You Would Think They Would Know Better

Cyber-Ark Software, a U.S.-based information security company, surveyed information technology professionals at the Infosecurity Europe Expo 2008 in London this past April. They asked 300 senior IT folks attending the Expo about abuses relating to information access, and guess what they found? First, about one-third of all IT professionals surveyed abused their own company’s information access rights policies to view information unrelated to their job (e.g., spying on employees or looking at confidential information). The survey report noted that passwords of IT and systems oversight staff often aren’t required to be changed as often as user passwords—or sometimes not at all. In most cases, IT administrators have free reign to use or abuse access privileges—which apparently happens too often.
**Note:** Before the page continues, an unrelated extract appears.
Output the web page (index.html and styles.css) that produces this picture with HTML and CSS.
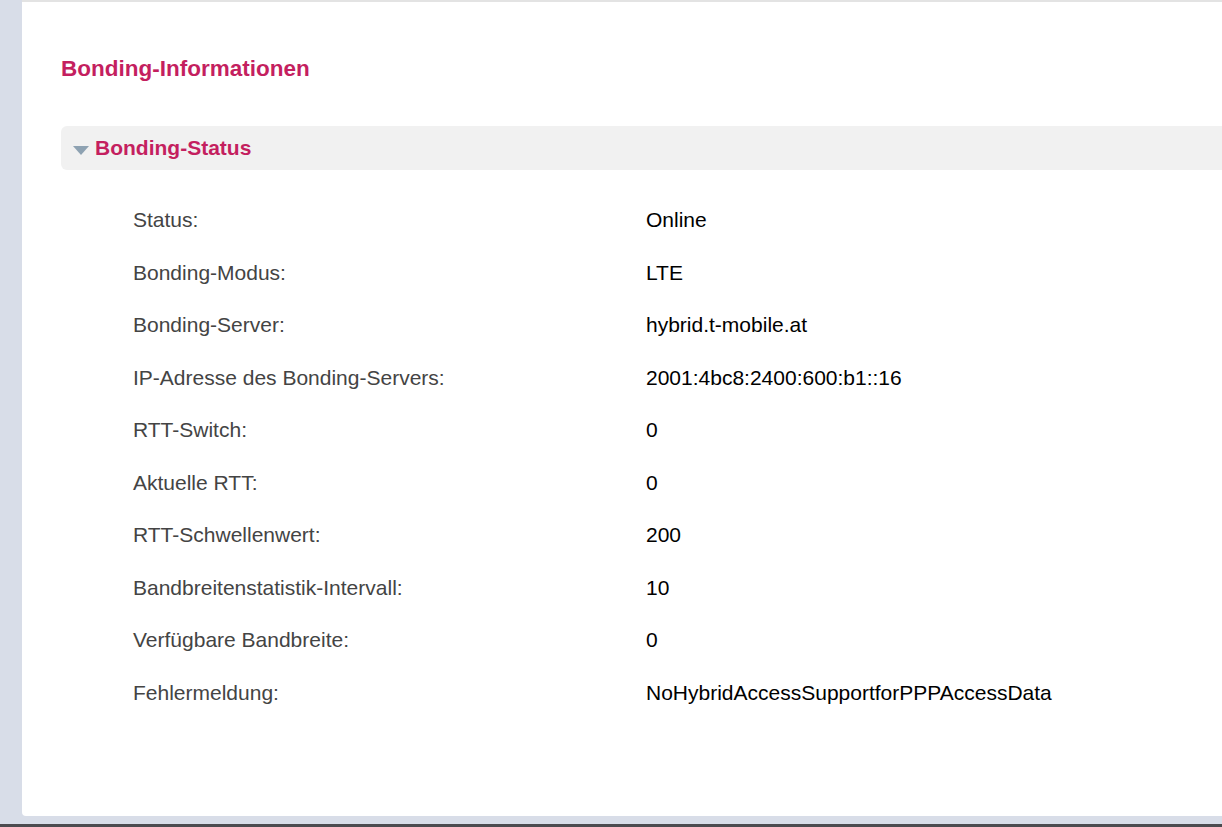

The notion of “internal firewalls” is highlighted by this report. While companies often take great pains to protect themselves from external threats, as history has shown us in the physical world, the biggest dangers are from “inside jobs.” Without protections that apply internally, snooping, economic espionage, sabotage, spying and data security risks will remain a looming threat to the information assets of a business enterprise.